Our roads, our power grids, and our water supply systems were all designed to support a world that no longer exists. That world had fewer people, better funding for basic maintenance, and a more predictable climate. Those circumstances seemed pretty permanent—so the infrastructure that was designed for them is pretty permanent too. That has become a problem, says Chester, because the world we live in now is marked by instability.
Who is this “we”? California citizens didn’t vote for PG&E to grossly underinvest in its plant and network. A Californian I know who has been spending time in Germany and France has been stunned at the high quality of the roads there compared to his home state. Chester, by contrast, acts as if underfunding were an act of God, not political choices that in large measure resulted from decades of right-wing anti government messaging.
Even though the Gilet Jaunes are critical of highway maintenance in rural areas, I have a sneaking suspicion that roads that are sub-par enough by French standards so as to lower driving speeds are still markedly better than highways in, say, downstate Michigan and northwestern Ohio.
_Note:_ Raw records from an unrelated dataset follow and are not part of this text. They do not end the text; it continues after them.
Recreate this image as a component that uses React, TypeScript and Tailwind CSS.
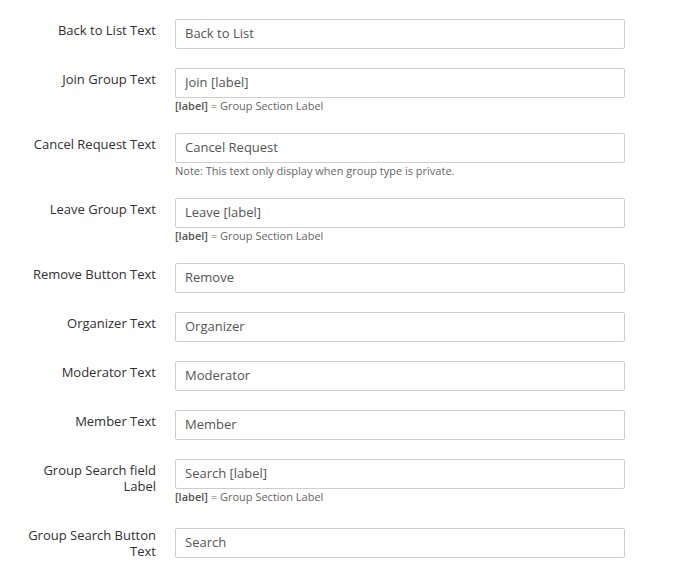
const LabelNote = () => (
  <p className="text-[11px] leading-[16px] text-[#666]">
    <b className="font-semibold text-[#555]">[label]</b> = Group Section Label
  </p>
);

type Row = {
  label: string;
  value: string;
  note?: React.ReactNode;
  pushed?: boolean;
};

const rows: Row[] = [
  { label: "Back to List Text", value: "Back to List" },
  { label: "Join Group Text", value: "Join [label]", note: <LabelNote /> },
  {
    label: "Cancel Request Text",
    value: "Cancel Request",
    note: (
      <p className="text-[11px] leading-[16px] text-[#666]">
        Note: This text only display when group type is private.
      </p>
    ),
  },
  { label: "Leave Group Text", value: "Leave [label]", note: <LabelNote /> },
  { label: "Remove Button Text", value: "Remove" },
  { label: "Organizer Text", value: "Organizer" },
  { label: "Moderator Text", value: "Moderator" },
  { label: "Member Text", value: "Member" },
  { label: "Group Search field Label", value: "Search [label]", note: <LabelNote /> },
  { label: "Group Search Button Text", value: "Search", pushed: true },
];

export default function App() {
  return (
    <div
      className="min-h-[575px] bg-white pt-[19px]"
      style={{ fontFamily: '"Open Sans", "Liberation Sans", sans-serif' }}
    >
      {rows.map((row) => (
        <div key={row.label} className="mb-[19px] flex">
          <label className="ml-[15px] w-[141px] shrink-0 pt-[3px] text-right text-[13px] leading-[16px] text-[#303030]">
            {row.label}
          </label>
          <div className={row.pushed ? "ml-[19px] mt-[4px] w-[450px]" : "ml-[19px] w-[450px]"}>
            <input
              readOnly
              defaultValue={row.value}
              className="block h-[30px] w-full rounded-[2px] border border-[#cfcfcf] bg-white px-[9px] pb-[2px] text-[13px] text-[#555] outline-none"
            />
            {row.note}
          </div>
        </div>
      ))}
    </div>
  );
}
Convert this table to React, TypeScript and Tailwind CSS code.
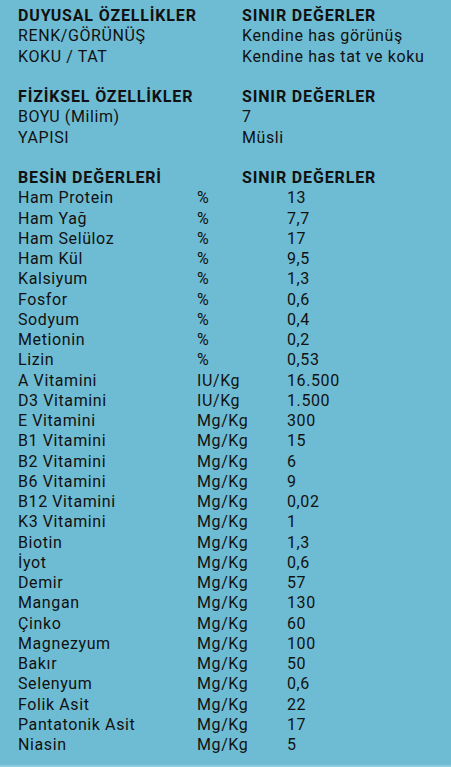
const sensory = [
  ["RENK/GÖRÜNÜŞ", "Kendine has görünüş"],
  ["KOKU / TAT", "Kendine has tat ve koku"],
];

const physical = [
  ["BOYU (Milim)", "7"],
  ["YAPISI", "Müsli"],
];

const nutrients = [
  ["Ham Protein", "%", "13"],
  ["Ham Yağ", "%", "7,7"],
  ["Ham Selüloz", "%", "17"],
  ["Ham Kül", "%", "9,5"],
  ["Kalsiyum", "%", "1,3"],
  ["Fosfor", "%", "0,6"],
  ["Sodyum", "%", "0,4"],
  ["Metionin", "%", "0,2"],
  ["Lizin", "%", "0,53"],
  ["A Vitamini", "IU/Kg", "16.500"],
  ["D3 Vitamini", "IU/Kg", "1.500"],
  ["E Vitamini", "Mg/Kg", "300"],
  ["B1 Vitamini", "Mg/Kg", "15"],
  ["B2 Vitamini", "Mg/Kg", "6"],
  ["B6 Vitamini", "Mg/Kg", "9"],
  ["B12 Vitamini", "Mg/Kg", "0,02"],
  ["K3 Vitamini", "Mg/Kg", "1"],
  ["Biotin", "Mg/Kg", "1,3"],
  ["İyot", "Mg/Kg", "0,6"],
  ["Demir", "Mg/Kg", "57"],
  ["Mangan", "Mg/Kg", "130"],
  ["Çinko", "Mg/Kg", "60"],
  ["Magnezyum", "Mg/Kg", "100"],
  ["Bakır", "Mg/Kg", "50"],
  ["Selenyum", "Mg/Kg", "0,6"],
  ["Folik Asit", "Mg/Kg", "22"],
  ["Pantatonik Asit", "Mg/Kg", "17"],
  ["Niasin", "Mg/Kg", "5"],
];

function TwoColSection({ title, rows }: { title: string; rows: string[][] }) {
  return (
    <div className="mb-[20.25px]">
      <div className="grid grid-cols-[224px_1fr] font-bold tracking-[0.85px]">
        <span>{title}</span>
        <span>SINIR DEĞERLER</span>
      </div>
      {rows.map(([label, value]) => (
        <div key={label} className="grid grid-cols-[224px_1fr]">
          <span>{label}</span>
          <span>{value}</span>
        </div>
      ))}
    </div>
  );
}

export default function App() {
  return (
    <div className="w-[451px] h-[767px] bg-[#6ebcd3] border-b-2 border-[#8ccbdd] overflow-hidden">
      <div className="pl-[18px] pt-[6px] text-[16px] leading-[20.25px] tracking-[0.6px] text-[#111] font-['Roboto',sans-serif]">
        <TwoColSection title="DUYUSAL ÖZELLİKLER" rows={sensory} />
        <TwoColSection title="FİZİKSEL ÖZELLİKLER" rows={physical} />

        {/* Nutrient table */}
        <div className="grid grid-cols-[224px_1fr] font-bold tracking-[0.85px]">
          <span>BESİN DEĞERLERİ</span>
          <span>SINIR DEĞERLER</span>
        </div>
        {nutrients.map(([label, unit, value]) => (
          <div key={label} className="grid grid-cols-[179px_90px_1fr]">
            <span>{label}</span>
            <span>{unit}</span>
            <span>{value}</span>
          </div>
        ))}
      </div>
    </div>
  );
}
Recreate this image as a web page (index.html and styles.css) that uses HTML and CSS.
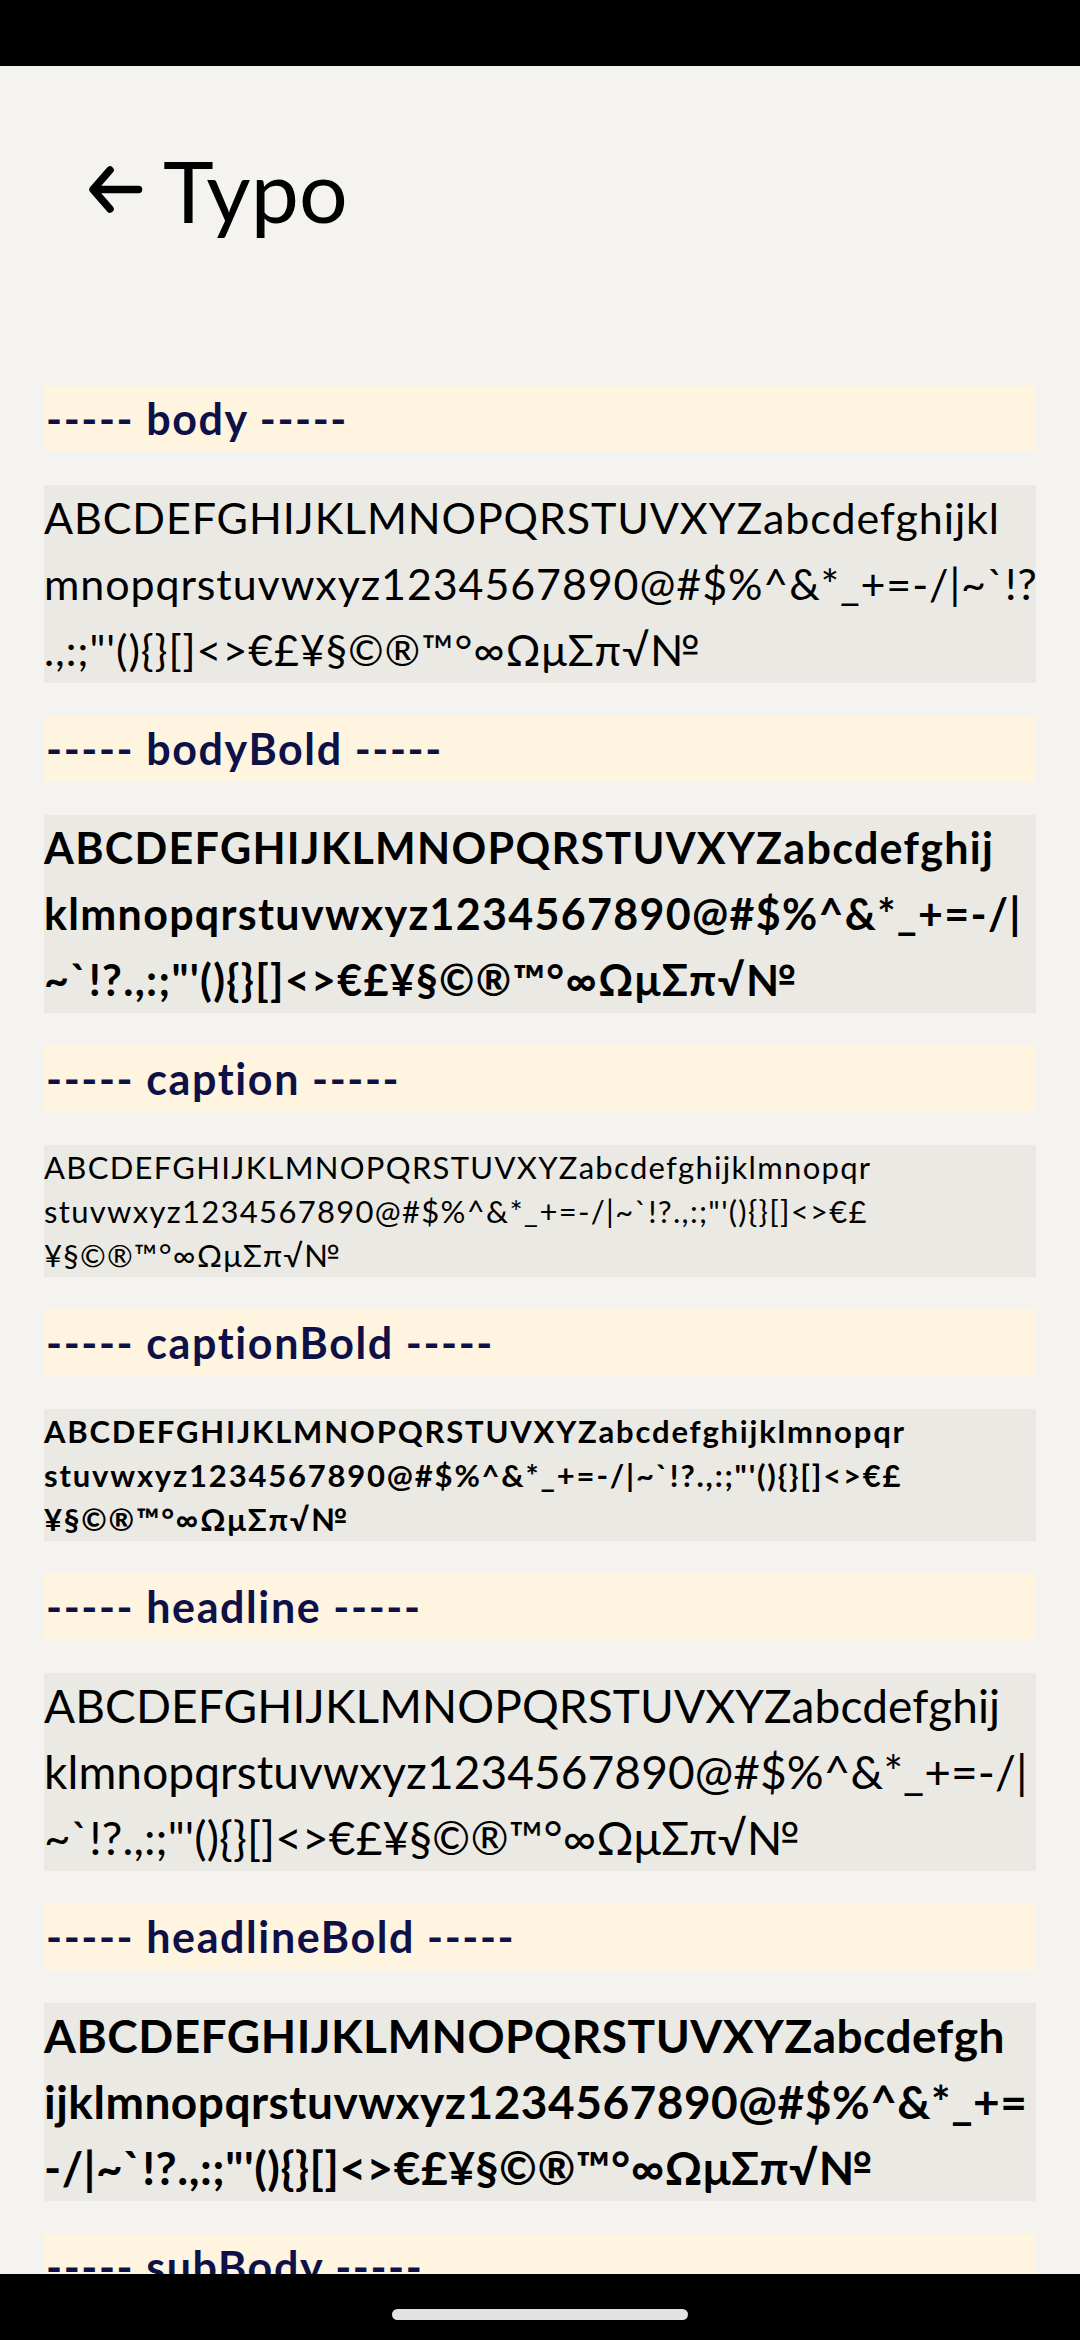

The larger point here is simple, but too ugly to face square on, hence the supposed straight talk that minces around the rotting corpse of existing conditions. As Yankees sometimes say, “You can’t get there from here.” There’s a lot that could be done to reduce exposure to the worst effects of climate change and mass species extinctions. There is also a lot we could do to slow and even stop the damage we are doing on both fronts. But they require massive changes and costs, including ending many people’s current livelihoods and making them upend their lives in other ways. It’s easier to deny things are as bad as they are.